Self-reliance requires confidence in our own abilities to satisfy our needs, but maybe not the wants. Human beings can put themselves into the want trap with no solid SMART goals. They can dream big, but dreams without goals and plans are just dreams! It is really crucial to work with a coach who can help clients understand themselves better, explore and reflect on their thoughts, and recognize to what extent they are practicing self-reliance. To start the process, a coach might be interested in finding out the strengths of the client using the Appreciative Inquiry method. If clients can see strengths in themselves, it can build upon their self-reliance for making future decisions about themselves. It is important for the coach to understand how much the clients are aware of their strengths, or if they are “curtaining” them, due to feelings of arrogance and self-deception.
Finding underlying beliefs that may sabotage a client and prevent him/her from acting with full confidence can raise deep meanings of what success means to the client. Questions to explore this might include:
- In a perfect world, what would achieved goals look like?
- What is holding you back from the actions you might want to take?
- What is stopping you?
- What makes you want to make this change?
- What would be the benefits to you?
- What support systems do you have in place that can support you through this transition, especially in challenging moments?
Coaches need to explore and carefully listen to all the client’s statements, especially those about feeling “not good enough,” and a “can’t do attitude because it may create more trouble,” or “can’t accomplish because of lack of self-confidence, lack of self-awareness, lack of faith in oneself.”What hinders our abilities and prevents us from acting on actionable SMART goal items is our own judgments, self-critique, and self-limiting beliefs, which fuel our fear. We all have those, and it is within our power to empower ourselves to control them or let them go. Our thoughts can trigger visualizing and imagining everything in a negative way that prevents us to take action, which results in more disappointments and more self-doubt.
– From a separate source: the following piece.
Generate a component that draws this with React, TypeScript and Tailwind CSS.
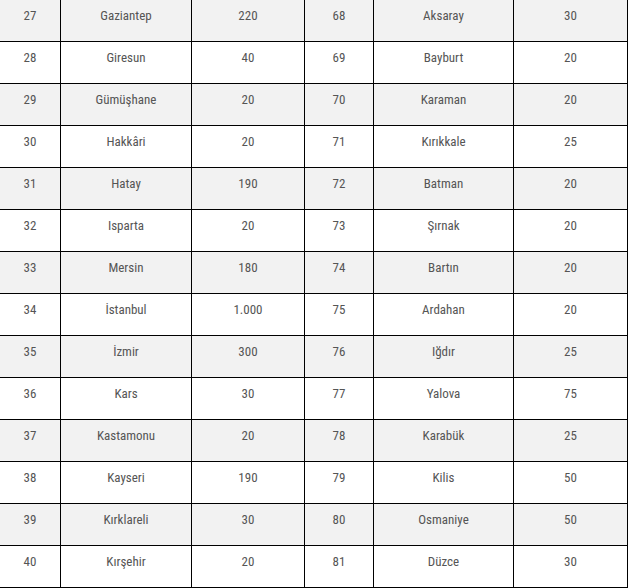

During a coaching session, if the coach can see and identify any of the above-mentioned negative thoughts, there is an opportunity for the coach to help the client through reflection on the thought and helping him/her understand that self-acceptance is one of the non-negotiables for self-reliance, which can be very empowering. Supporting clients’ realization of how worthy they are to be independent and to trust themselves without judgment is empowering. While self-doubt can only limit clients by discouraging them from taking any action, helping them see their self-reliance will encourage them to take small steps to achieve the desired outcome they are looking for. The more clients can experience positive results, the more self-reliant they will be. Clients will also accept failure and mistakes with a different perspective. Some of the questions to help clients see this shift could include:
- If your best friend who you truly love and care for very much was going through a similar experience as your client, what advice would you give?
- What other advice would you give and what question would you ask to bring out the love and care for your best friend?
- What prevents you from not giving advice similar to what you would give to your best friend?
- What is holding you back?
- If you had a crystal ball, what would you like to see happen?
- What change would you like to see?
- What different response to this event could you give, and desired positive result?
Your commitment to your client will make his/her actions meaningful and give him/her the feeling of self-reliance. Otherwise, if the client does not follow through on his/her commitment, or hold himself or herself accountable, it may be an indication that self-doubt is still present. That means the coach needs to explore deeper and reflect on the excuses presented by the client. There could be many reasons why the client expresses excuses for not holding himself or herself accountable for the commitment. Excuses are not limited just to themselves, but also to events or circumstances that come through blaming anything and everything. Clients need to reach the level where they take full responsibility for themselves and especially for the outcome produced by their responses. All these can be worked through gradually by creating a safe place for clients and empowering them to shift their perspective and reframe the circumstance so they can see their own potential and capacity to execute actionable commitments. The Reframing Technique is a powerful process whereby clients’ thought and belief patterns, behaviors, emotions, and lives can be transformed if the technique is applied consistently, with opportunities for improvement identified and alternatives brainstormed. For a coach who wishes to encourage his client to be more committed to taking action and being more accountable, here are some possible questions that can be asked:
- You mentioned a couple of opinions, what is preventing you from taking action?
- What do you need to put in place to implement your commitment(s)?
- If you had the opportunity and power, what would you do?
- What is the one thing you can do toward achieving your most important goal?
- How does it feel to act upon your desired actions toward achieving your goal?
- What kind of support system do you need to ignite the first step?
- When will you take the first action? And what will it look like?
- What will be the indicators that you have achieved your goal?
The above questions are intended to hold the client accountable to implement the client’s plan. Therefore, many of them are action-oriented questions that will empower the client to act upon. We can observe and sense the energy in the above questions, which are more “walk the talk” rather than “talk the talk.” Many times, one small step after another can lead to a big change.
As a result, it is important to understand what really matters to us, what options or possibilities we have, and from what perspective we are looking at an event, circumstances, or information shared with us. With all the knowledge we have, what is the value we place on them? Those are all in our control and can alleviate self-doubt and increase our sense of self-reliance, which will lead to letting go of past negative experiences, mitigating future worries or anxieties, and focusing more on the present with actionable plans implemented with baby steps.